Belum. Masih ada lagi. Ada lima caleg dari kalangan temannya. Teman kerja, teman kuliah, dan teman hobby. Semunya juga sudah titip pesan jauh-jauh hari.
”Memelas rase hati tengok mereke,”
Padahal, katanya, dia sendiri sudah ada pilihannya sendiri. Ada satu tokoh yang selama ini dinilainya sangat baik kinerjanya. Tokoh lokal itu, hampir menjadi idolanya. Sejak awal sebenarnya dia berniat memilih tokoh ini. Dia yakin tokoh ini sangat layak jadi wakil rakyat. Tokoh ini sangat cocok untuk duduk di kursi wakil rakyat.
”Trackrecordnya bagus.
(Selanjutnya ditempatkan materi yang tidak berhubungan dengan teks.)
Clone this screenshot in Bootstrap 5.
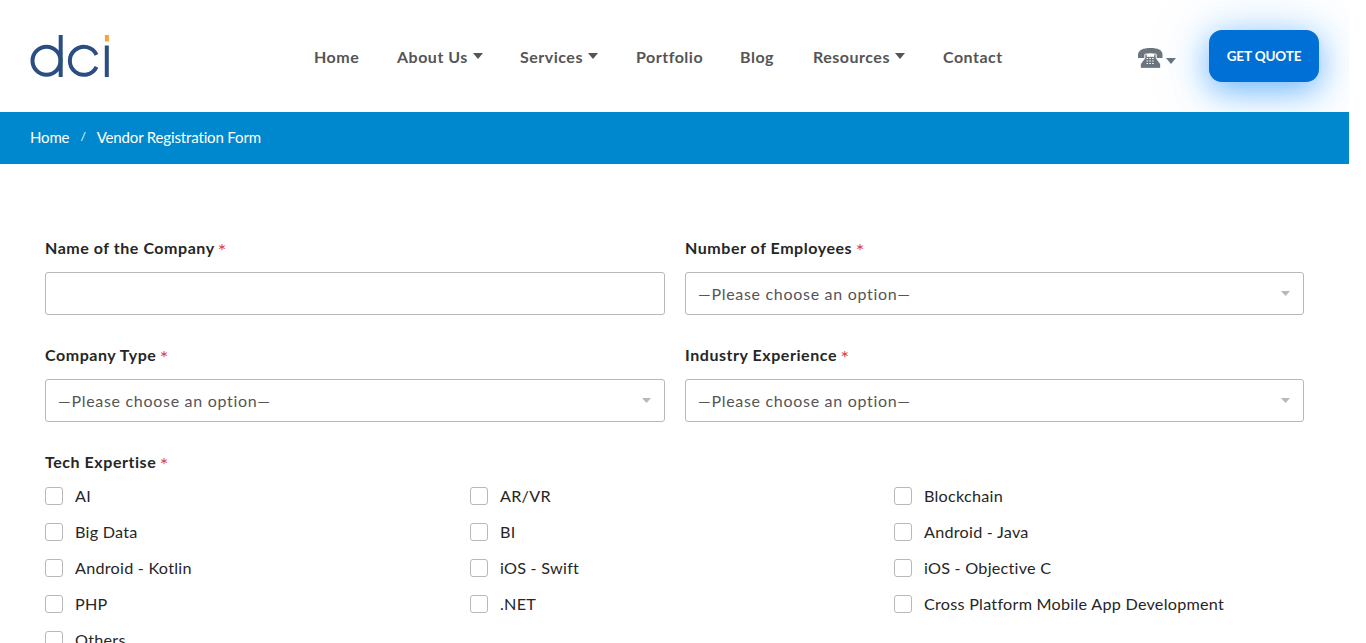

Tidak buat janji-janji muluk. Penampilannya bagus. Orangnya bagus. Masih muda lagi,”
Saya kira pujiannya tidak berlebihan. Sebab, saya juga mengenal tokoh yang disebutkan itu. Kalau saya memilihpun, untuk level dewan tingkat ... tentu nurani saya akan pilih dia. Tapi, malangnya saya tidak ikut memilih.
Saya memberikan jalan keluar pada teman saya itu.
”Ya, ndak apa-apa. Waktu milih nanti ’khan kamu ndak bilang siapa-siapa. Rahasia. Pilih saja siapa yang mau kamu pilih,”
”Ndak semudah itu, Bang,”
Aku terperanjat juga mendengar ’tetapian’nya. Kok tidak semudah itu?
”Memang sulitnya di mana?”
”Saya sudah bilang mendukung keluarga-keluarga dan teman yang sebelumnya minta dukungan. Khan ndak enak juga nanti mereka tidak dapat suara. Kesian juga adalah sikit-sikit. Lagian, tetap saja tidak enak kalau sudah janji, tetapi tidak ditepati,”
Ya, memang rumit. Tapi, saya segera sadar. Saya tidak mau terlibat dalam kerumitan yang menurut saya agak konyol.
”O... begitu. Gampang jak. Kamu tusuk semua gambar orang itu. Jadi,”
”Ngacau jak. Hanguslah suara kita,”
Saya tertawa. Tertawa karena mendengar bantahannya. Memang tadi, saya asal bunyi.
”Atau ... tak usah milih jaklah ngape. Daripada bingung-bingung. Tadak pula kamu berdosa karena bohong,”
Asal bunyi lagi.
Asal bunyi, karena saya kira, memilih tidak memilih, sementara kita tahu siapa orang yang harus dimenangkan, juga salah. Sikap begini sama saja dengan membiarkan orang yang tidak layak menjadi wakil karena pilihan orang lain. Bisa-bisa sikap seperti ini membiarkan kemungkaran, pada akhirnya.
Kita harus memilih orang yang layak.
Tetapi, saya juga mengerti, teman saya itu masih memiliki pertimbangan lain. Dia sudah terlanjur janji, dan janji itu harus ditepati. Dia, berbeda dengan sejumlah orang yang tega-teganya memberi janji kepada caleg: ”siiip pak, kami dukung Bapak,”, tetapi, sebenarnya tidak. Orang yang begini menipu, namanya. Berbohong. Orang kita sekarang ini sedang berada dalam situasi itu. Mereka terjebak menjadi penipu. Lihat saja imbauan orang tertentu: ”Apapapun yang dibantu orang pada kita ambil saja .... apa yang bisa diminta dari caleg itu mintalah sekarang, mumpung ... Soal memilih, pilihlah sesuai hati nurani”.
Ini jelas menipu. Ini bukan ajakan yang baik.
Sedihnya, orang tidak merasa berdosa karena mereka tidak memikirkan bagaimana caleg-caleg itu ’memaksakan’ diri menabur uang dan janji, setelah terambul janji manis calon pemilih.
Orang tidak merasa berdosa karena menganggap menipu orang yang menipu, itu baik.
”Ah, Abang bikin saya tambah bingung,”
Dia menyerah. Saya tertawa.


1 komentar:

maududi mengatakan...

memang sedang terjadi kebingungan,
baru mau jadi wakil saja, sudah membuat orang bingung, apalagi sudah jadi wakil makin membingungkan.